What you need to do:
Quote the whole listing word for word. Do not include the pictures.

Information provided:
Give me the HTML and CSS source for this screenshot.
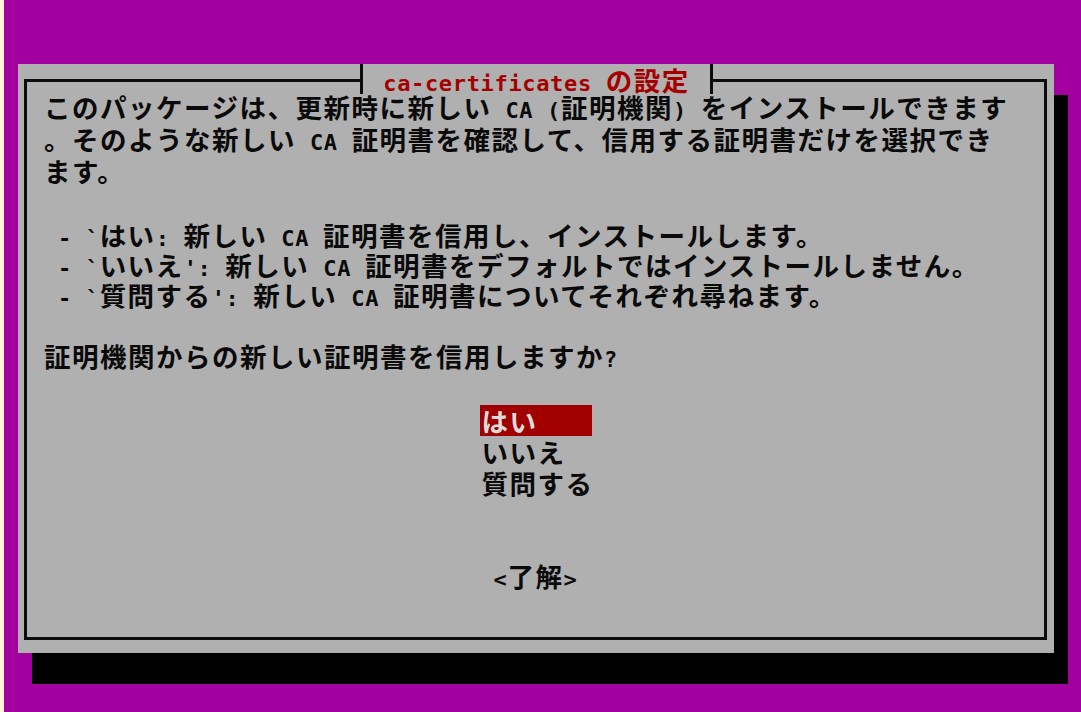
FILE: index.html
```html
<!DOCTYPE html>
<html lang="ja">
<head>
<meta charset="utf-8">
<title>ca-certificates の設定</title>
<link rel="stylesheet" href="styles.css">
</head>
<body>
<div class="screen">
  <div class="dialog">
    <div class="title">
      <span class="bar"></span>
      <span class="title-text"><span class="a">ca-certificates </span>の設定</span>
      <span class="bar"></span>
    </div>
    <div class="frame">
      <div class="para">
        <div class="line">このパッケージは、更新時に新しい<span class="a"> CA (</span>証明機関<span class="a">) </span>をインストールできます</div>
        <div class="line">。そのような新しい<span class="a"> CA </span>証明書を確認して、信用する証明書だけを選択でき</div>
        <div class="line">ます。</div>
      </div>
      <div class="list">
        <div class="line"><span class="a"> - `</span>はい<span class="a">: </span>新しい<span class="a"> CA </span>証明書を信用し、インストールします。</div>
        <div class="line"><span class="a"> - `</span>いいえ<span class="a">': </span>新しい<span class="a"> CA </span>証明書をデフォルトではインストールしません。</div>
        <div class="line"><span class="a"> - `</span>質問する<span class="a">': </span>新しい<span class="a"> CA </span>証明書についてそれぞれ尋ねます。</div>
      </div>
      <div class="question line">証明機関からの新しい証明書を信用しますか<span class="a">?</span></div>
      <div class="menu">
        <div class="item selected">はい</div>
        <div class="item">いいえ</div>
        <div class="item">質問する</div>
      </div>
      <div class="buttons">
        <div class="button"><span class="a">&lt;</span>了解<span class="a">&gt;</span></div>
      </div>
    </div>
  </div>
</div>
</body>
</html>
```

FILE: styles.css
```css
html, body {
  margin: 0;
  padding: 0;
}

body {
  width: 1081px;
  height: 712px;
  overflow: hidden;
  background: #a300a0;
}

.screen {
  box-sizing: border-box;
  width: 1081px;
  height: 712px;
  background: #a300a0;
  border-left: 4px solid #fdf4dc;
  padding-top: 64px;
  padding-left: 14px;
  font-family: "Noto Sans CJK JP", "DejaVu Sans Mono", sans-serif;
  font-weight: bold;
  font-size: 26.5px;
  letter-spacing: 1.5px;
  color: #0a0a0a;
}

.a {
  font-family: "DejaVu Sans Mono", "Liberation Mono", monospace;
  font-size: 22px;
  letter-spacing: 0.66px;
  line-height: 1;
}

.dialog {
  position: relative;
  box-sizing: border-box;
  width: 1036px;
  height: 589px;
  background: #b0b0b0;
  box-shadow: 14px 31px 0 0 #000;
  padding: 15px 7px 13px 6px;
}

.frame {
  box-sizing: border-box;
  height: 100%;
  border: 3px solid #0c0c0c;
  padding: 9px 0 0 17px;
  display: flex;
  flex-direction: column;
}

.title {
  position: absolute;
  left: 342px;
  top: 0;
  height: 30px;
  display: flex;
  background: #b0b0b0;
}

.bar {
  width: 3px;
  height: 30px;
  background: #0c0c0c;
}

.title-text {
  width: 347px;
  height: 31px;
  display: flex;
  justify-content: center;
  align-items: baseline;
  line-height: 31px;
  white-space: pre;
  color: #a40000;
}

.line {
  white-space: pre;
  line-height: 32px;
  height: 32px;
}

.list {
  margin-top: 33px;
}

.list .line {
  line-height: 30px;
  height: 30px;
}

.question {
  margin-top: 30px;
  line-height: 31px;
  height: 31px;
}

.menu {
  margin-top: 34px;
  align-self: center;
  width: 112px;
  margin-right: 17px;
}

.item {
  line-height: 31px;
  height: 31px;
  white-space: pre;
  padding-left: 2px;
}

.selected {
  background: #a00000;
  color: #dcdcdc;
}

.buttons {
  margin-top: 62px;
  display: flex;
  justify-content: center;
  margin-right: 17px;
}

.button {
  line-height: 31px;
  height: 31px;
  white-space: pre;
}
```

Complete output:
Give me the HTML and CSS source for this screenshot.
FILE: index.html
```html
<!DOCTYPE html>
<html lang="ja">
<head>
<meta charset="utf-8">
<title>ca-certificates の設定</title>
<link rel="stylesheet" href="styles.css">
</head>
<body>
<div class="screen">
  <div class="dialog">
    <div class="title">
      <span class="bar"></span>
      <span class="title-text"><span class="a">ca-certificates </span>の設定</span>
      <span class="bar"></span>
    </div>
    <div class="frame">
      <div class="para">
        <div class="line">このパッケージは、更新時に新しい<span class="a"> CA (</span>証明機関<span class="a">) </span>をインストールできます</div>
        <div class="line">。そのような新しい<span class="a"> CA </span>証明書を確認して、信用する証明書だけを選択でき</div>
        <div class="line">ます。</div>
      </div>
      <div class="list">
        <div class="line"><span class="a"> - `</span>はい<span class="a">: </span>新しい<span class="a"> CA </span>証明書を信用し、インストールします。</div>
        <div class="line"><span class="a"> - `</span>いいえ<span class="a">': </span>新しい<span class="a"> CA </span>証明書をデフォルトではインストールしません。</div>
        <div class="line"><span class="a"> - `</span>質問する<span class="a">': </span>新しい<span class="a"> CA </span>証明書についてそれぞれ尋ねます。</div>
      </div>
      <div class="question line">証明機関からの新しい証明書を信用しますか<span class="a">?</span></div>
      <div class="menu">
        <div class="item selected">はい</div>
        <div class="item">いいえ</div>
        <div class="item">質問する</div>
      </div>
      <div class="buttons">
        <div class="button"><span class="a">&lt;</span>了解<span class="a">&gt;</span></div>
      </div>
    </div>
  </div>
</div>
</body>
</html>
```

FILE: styles.css
```css
html, body {
  margin: 0;
  padding: 0;
}

body {
  width: 1081px;
  height: 712px;
  overflow: hidden;
  background: #a300a0;
}

.screen {
  box-sizing: border-box;
  width: 1081px;
  height: 712px;
  background: #a300a0;
  border-left: 4px solid #fdf4dc;
  padding-top: 64px;
  padding-left: 14px;
  font-family: "Noto Sans CJK JP", "DejaVu Sans Mono", sans-serif;
  font-weight: bold;
  font-size: 26.5px;
  letter-spacing: 1.5px;
  color: #0a0a0a;
}

.a {
  font-family: "DejaVu Sans Mono", "Liberation Mono", monospace;
  font-size: 22px;
  letter-spacing: 0.66px;
  line-height: 1;
}

.dialog {
  position: relative;
  box-sizing: border-box;
  width: 1036px;
  height: 589px;
  background: #b0b0b0;
  box-shadow: 14px 31px 0 0 #000;
  padding: 15px 7px 13px 6px;
}

.frame {
  box-sizing: border-box;
  height: 100%;
  border: 3px solid #0c0c0c;
  padding: 9px 0 0 17px;
  display: flex;
  flex-direction: column;
}

.title {
  position: absolute;
  left: 342px;
  top: 0;
  height: 30px;
  display: flex;
  background: #b0b0b0;
}

.bar {
  width: 3px;
  height: 30px;
  background: #0c0c0c;
}

.title-text {
  width: 347px;
  height: 31px;
  display: flex;
  justify-content: center;
  align-items: baseline;
  line-height: 31px;
  white-space: pre;
  color: #a40000;
}

.line {
  white-space: pre;
  line-height: 32px;
  height: 32px;
}

.list {
  margin-top: 33px;
}

.list .line {
  line-height: 30px;
  height: 30px;
}

.question {
  margin-top: 30px;
  line-height: 31px;
  height: 31px;
}

.menu {
  margin-top: 34px;
  align-self: center;
  width: 112px;
  margin-right: 17px;
}

.item {
  line-height: 31px;
  height: 31px;
  white-space: pre;
  padding-left: 2px;
}

.selected {
  background: #a00000;
  color: #dcdcdc;
}

.buttons {
  margin-top: 62px;
  display: flex;
  justify-content: center;
  margin-right: 17px;
}

.button {
  line-height: 31px;
  height: 31px;
  white-space: pre;
}
```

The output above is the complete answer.